Twenty minutes gone, a stat pops up stating our possession was over 70 per cent and the first thought entering my head was: “Oh good, we are going to get beat 2-0 aren’t we?”

The fact we didn’t is testament to the players on the pitch, their willingness to get their hands dirty and fight for the result, and a couple of players either end of the pitch digging us out when needed. Up there with the best wins of the season, as I said.

One of the main criticisms of the Reds when we have lost in games like this this season is that we haven’t had a real number nine to get us out the shit when the game is up for grabs and we haven’t had a keeper who can make a save that affects the outcome of the game.

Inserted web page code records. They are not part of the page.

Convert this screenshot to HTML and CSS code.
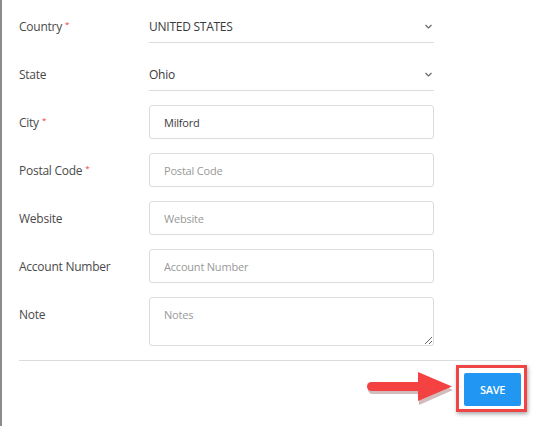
FILE: index.html
```html
<!DOCTYPE html>
<html>
<head>
<meta charset="utf-8">
<link rel="stylesheet" href="styles.css">
</head>
<body>
<div class="modal">
  <div class="form">
    <div class="row">
      <label class="label">Country<span class="req">*</span></label>
      <div class="select"><span>UNITED STATES</span><svg class="chev" width="7" height="5" viewBox="0 0 7 5"><path d="M0.5 1 L3.5 4 L6.5 1" fill="none" stroke="#666" stroke-width="1.2"/></svg></div>
    </div>
    <div class="row">
      <label class="label">State</label>
      <div class="select"><span>Ohio</span><svg class="chev" width="7" height="5" viewBox="0 0 7 5"><path d="M0.5 1 L3.5 4 L6.5 1" fill="none" stroke="#666" stroke-width="1.2"/></svg></div>
    </div>
    <div class="row">
      <label class="label">City<span class="req">*</span></label>
      <input class="input" type="text" value="Milford">
    </div>
    <div class="row">
      <label class="label">Postal Code<span class="req">*</span></label>
      <input class="input" type="text" placeholder="Postal Code">
    </div>
    <div class="row">
      <label class="label">Website</label>
      <input class="input" type="text" placeholder="Website">
    </div>
    <div class="row">
      <label class="label">Account Number</label>
      <input class="input" type="text" placeholder="Account Number">
    </div>
    <div class="row">
      <label class="label">Note</label>
      <textarea class="input area" placeholder="Notes"></textarea>
    </div>
  </div>
  <div class="footer">
    <svg class="arrow" width="92" height="36" viewBox="0 0 92 36">
      <g transform="translate(0,2)" fill="#9a6a6a" opacity="0.45">
        <rect x="5" y="11" width="60" height="9" rx="4.5"/>
        <polygon points="56,1 90,16 56,31"/>
      </g>
      <g fill="#f44242">
        <rect x="4" y="10" width="60" height="9" rx="4.5"/>
        <polygon points="55,0 89,14.5 55,29"/>
      </g>
    </svg>
    <div class="save-wrap">
      <button class="save">SAVE</button>
    </div>
  </div>
</div>
</body>
</html>
```
FILE: styles.css
```css
* { box-sizing: border-box; }
html, body {
  margin: 0;
  padding: 0;
  background: #fff;
  font-family: "Open Sans", "Noto Sans", sans-serif;
  font-size: 12px;
  color: #444;
}
.modal {
  width: 535px;
  height: 426px;
  border-left: 2px solid #8c8c8c;
  padding: 9px 14px 0 17px;
}
.form {
  display: flex;
  flex-direction: column;
  gap: 14px;
}
.row {
  display: grid;
  grid-template-columns: 130px 285px;
  align-items: start;
}
.label {
  display: block;
  height: 34px;
  line-height: 34px;
  padding-top: 1px;
  color: #4a4a4a;
  letter-spacing: -0.25px;
  white-space: nowrap;
}
.req {
  position: relative;
  top: -4px;
  color: #f23a3a;
  font-size: 8px;
  line-height: 0;
  margin-left: 3px;
}
.select {
  height: 34px;
  border-bottom: 1px solid #dcdcdc;
  display: flex;
  align-items: center;
  justify-content: space-between;
  color: #3a3a3a;
  padding-top: 2px;
  padding-right: 2px;
  letter-spacing: -0.25px;
}
.chev { margin-top: -1px; }
.input {
  display: block;
  width: 285px;
  height: 34px;
  border: 1px solid #dcdcdc;
  border-radius: 3px;
  padding: 0 14px;
  font-family: inherit;
  font-size: 11px;
  color: #3a3a3a;
  outline: none;
  background: #fff;
  letter-spacing: -0.2px;
  margin: 0;
}
.input::placeholder { color: #999; }
.area {
  height: 49px;
  padding-top: 9px;
  resize: vertical;
}
.footer {
  margin-top: 14px;
  border-top: 1px solid #dcdcdc;
  display: flex;
  justify-content: flex-end;
  align-items: center;
  padding-top: 10px;
}
.arrow {
  margin-right: 9px;
  margin-top: 1px;
}
.save-wrap {
  position: relative;
}
.save-wrap::after {
  content: "";
  position: absolute;
  left: -8px;
  top: -8px;
  right: -6px;
  bottom: -6px;
  border: 3px solid #f04545;
  box-shadow: 1px 2px 4px rgba(0,0,0,0.35);
  pointer-events: none;
}
.save {
  display: block;
  width: 57px;
  height: 33px;
  border: none;
  border-radius: 2px;
  background: #2196f3;
  color: #fff;
  font-family: inherit;
  font-weight: 600;
  font-size: 11px;
  letter-spacing: -0.3px;
}
```
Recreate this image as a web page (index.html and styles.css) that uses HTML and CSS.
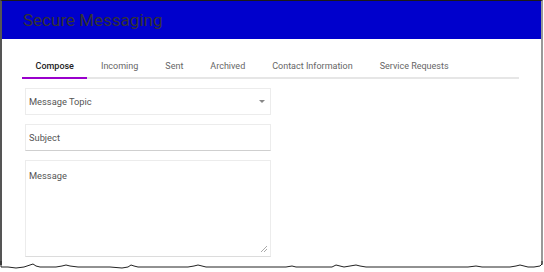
FILE: index.html
```html
<!DOCTYPE html>
<html lang="en">
<head>
    <meta charset="UTF-8">
    <title>Secure Messaging</title>
    <link rel="stylesheet" href="styles.css">
</head>
<body>
    <div class="frame">
        <div class="header">
            <h1>Secure Messaging</h1>
        </div>

        <!-- Tabs -->
        <div class="tabs">
            <div class="tab active">Compose</div>
            <div class="tab">Incoming</div>
            <div class="tab">Sent</div>
            <div class="tab">Archived</div>
            <div class="tab">Contact Information</div>
            <div class="tab">Service Requests</div>
        </div>

        <!-- Compose form -->
        <div class="form">
            <div class="field select">
                <span>Message Topic</span>
                <svg width="6" height="3" viewBox="0 0 6 3"><path d="M0 0h6L3 3z" fill="#888"/></svg>
            </div>
            <input class="field subject" type="text" placeholder="Subject">
            <div class="message-wrap">
                <textarea class="field message" placeholder="Message"></textarea>
                <svg class="grip" width="6" height="6" viewBox="0 0 6 6"><path d="M6 0L0 6M6 3L3 6" stroke="#aaa" stroke-width="1"/></svg>
            </div>
        </div>
    </div>
    <svg class="torn" width="544" height="10" viewBox="0 0 544 10">
        <polyline fill="none" stroke="#222" stroke-width="1"
            points="1,0 1,6 8,6 16,7 24,6 30,4 33,3 36,5 40,6 48,6 56,6 62,5 66,4 70,5 78,6 90,6 100,6 110,6 122,7 128,6 131,4 134,5 138,6 150,6 160,6 170,6 180,6 188,6 194,5 198,4 202,5 206,6 214,6 222,6 232,6 244,6 256,6 266,6 276,6 286,6 292,5 296,6 302,6 312,6 324,6 332,6 336,4 340,5 344,6 350,5 356,4 360,5 366,6 376,6 390,6 402,6 412,6 422,6 432,6 444,6 456,6 468,6 476,5 482,6 490,6 500,6 510,6 516,5 520,4 524,5 528,6 534,6 540,5 542,3 542,0"/>
    </svg>
</body>
</html>
```

FILE: styles.css
```css
body {
    margin: 0;
    background: #fff;
    font-family: 'Roboto', 'Liberation Sans', sans-serif;
    color: #333;
}
.frame {
    width: 539px;
    height: 264px;
    border-top: 1px solid #1a1a1a;
    border-left: 2px solid #555;
    border-right: 2px solid #999;
    overflow: hidden;
}
.header {
    height: 38px;
    background: #0000cc;
    padding-left: 21px;
    display: flex;
    align-items: center;
}
.header h1 {
    margin: 0;
    font-size: 17px;
    font-weight: 400;
    color: #333;
}
.tabs {
    display: flex;
    margin: 17px 22px 0 20px;
    border-bottom: 2px solid #e6e6e6;
}
.tab {
    padding: 0 13.5px;
    height: 21px;
    line-height: 21px;
    font-size: 9px;
    font-weight: 400;
    color: #666;
    border-bottom: 2px solid transparent;
    margin-bottom: -2px;
}
.tab.active {
    color: #222;
    font-weight: 500;
    border-bottom-color: #9900cc;
}
.form {
    display: flex;
    flex-direction: column;
    gap: 9px;
    width: 246px;
    margin: 9px 0 0 23px;
}
.field {
    box-sizing: border-box;
    width: 246px;
    border: 1px solid #ececec;
    font-family: inherit;
    font-size: 9.3px;
    color: #555;
    padding: 0 3px;
    margin: 0;
    outline: none;
    background: #fff;
}
.field::placeholder {
    color: #555;
}
.select {
    height: 27px;
    display: flex;
    align-items: center;
    justify-content: space-between;
    padding-right: 5px;
}
.subject {
    height: 27px;
    border-bottom-color: #cfcfcf;
}
.message-wrap {
    position: relative;
    height: 97px;
}
.message {
    display: block;
    height: 97px;
    padding-top: 9px;
    resize: none;
    border-bottom-color: #dcdcdc;
}
.grip {
    position: absolute;
    right: 4px;
    bottom: 5px;
}
.torn {
    display: block;
    margin-top: -4px;
}
```
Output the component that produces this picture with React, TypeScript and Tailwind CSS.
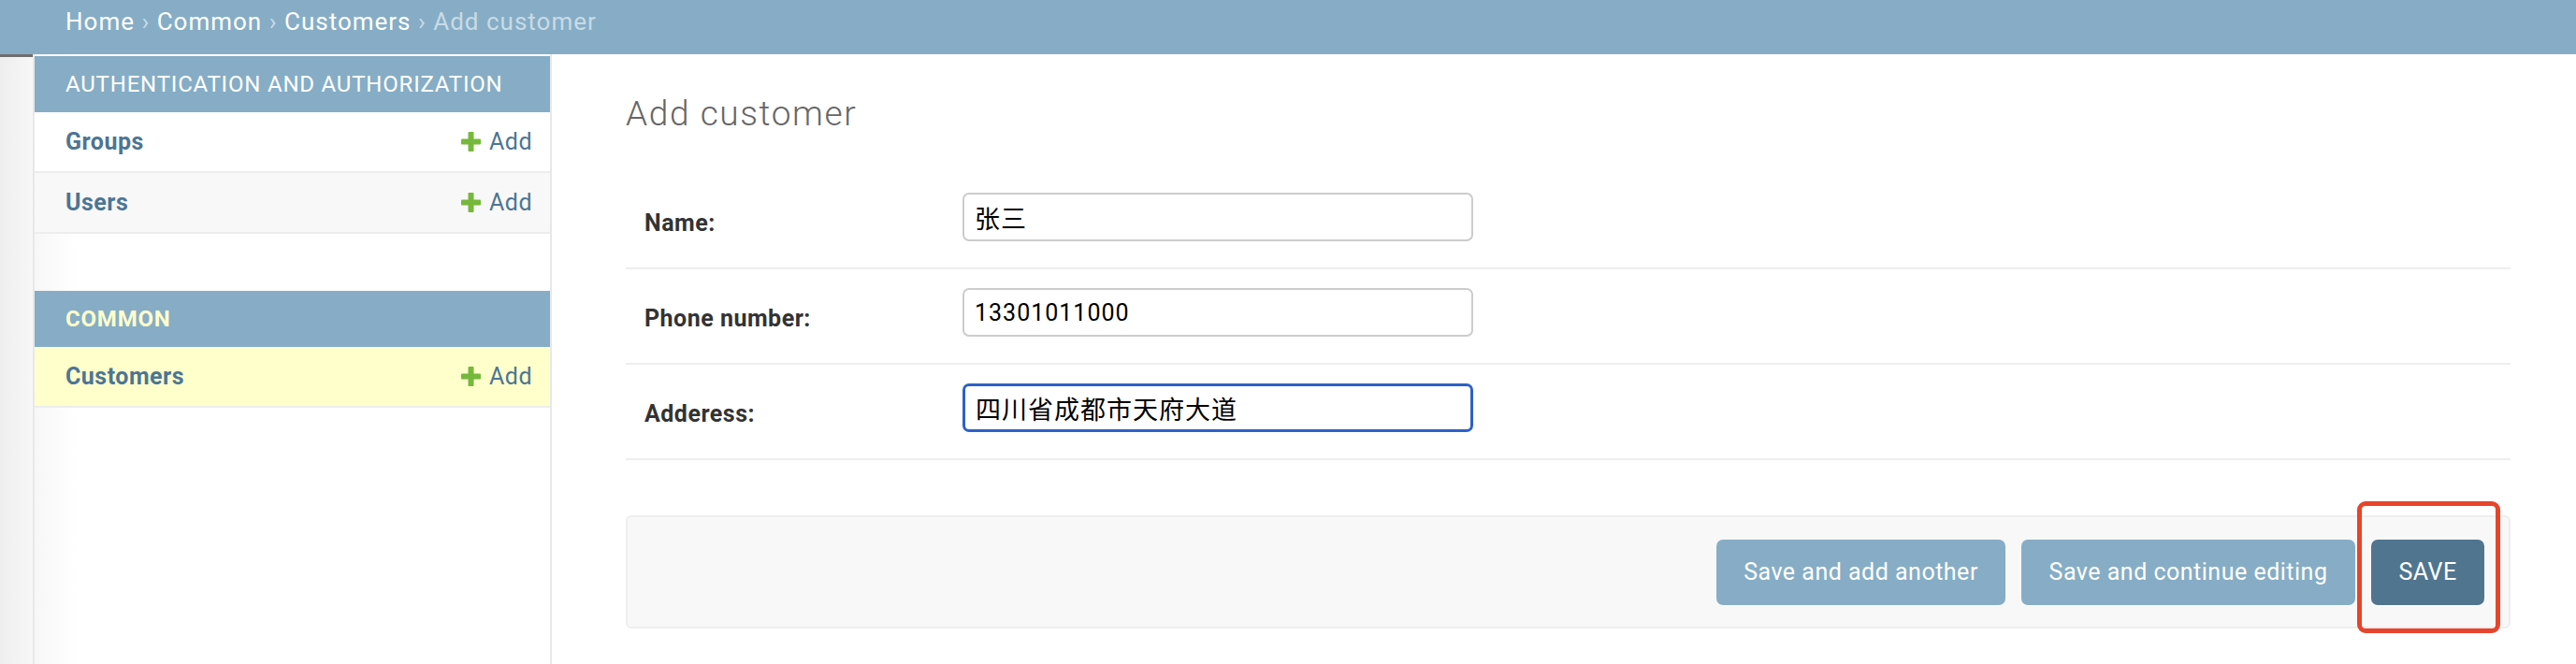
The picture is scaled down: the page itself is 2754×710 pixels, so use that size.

I have said, repeatedly, that Big Si and his Mig head is not a good enough keeper for the Reds. My view was based on his lack of ability over the last three years to control his defence, command his box or make a save of note that has kept us in a game. That might be harsh. It might not.

As recently as eight weeks ago I said I would never play him for Liverpool again and would fuck him off in the summer. Since then he has been, pretty much, brilliant. Now I’m not saying it is directly related or not but you know, it’s a bit of a frigging coincidence isn’t it, Si? Seriously though, he has pretty much won — saved us — five points in the last two matches with three brilliant bits of keeping.

His command of his box has been better, his communication is getting better and there seems to be more trust in him from the defence. Did he used to be a bit rubbish? Absolutely. Is he well better now? Absolutely. Am I a tit who knows nothing about footie? Almost certainly. Is he the long-term solution? If he carries on playing like this then yes, but then what the fuck are you asking me for given all of the above?

And what of the elite level centre forward who can bang one in given the merest hint of a chance? What of him — the man who pulls the Reds out of shit when the game can go either way? That’s what the Reds are missing, isn’t it?

Firmino was brilliant. He put two chances on a plate for his mates, gambled for his goal when he should have done, worked his plums off and didn’t even play up front. He won the ball back, won his headers, lashed their lads all over the place and earned the right to do what he wants.

The other difference the last few weeks? Emre Can. Big hard, energetic, mobile and commanding. Bollocking his team-mates when needed, lashing West Brom wrestlers all over the gaff, offering stature and a presence — he looks every inch the player he did last year and makes you worry a little bit more about his contract situation than we were a couple of weeks ago.

Finally, nothing puts the top hat on an away Easter Sunday victory more than the sight of Albie Moreno coming on to sure us up at the back.

Everywhere he goes chaos ensues — imagine his house. No wonder he can’t concentrate. He’s unlucky with the open goal. There is absolutely no way he knows in his head that Dan Sturridge was offside, he just wanted to score and in front of that end who would blame him?

Make no bones about it, boys, the Reds are on the march again. What’s not to love about that?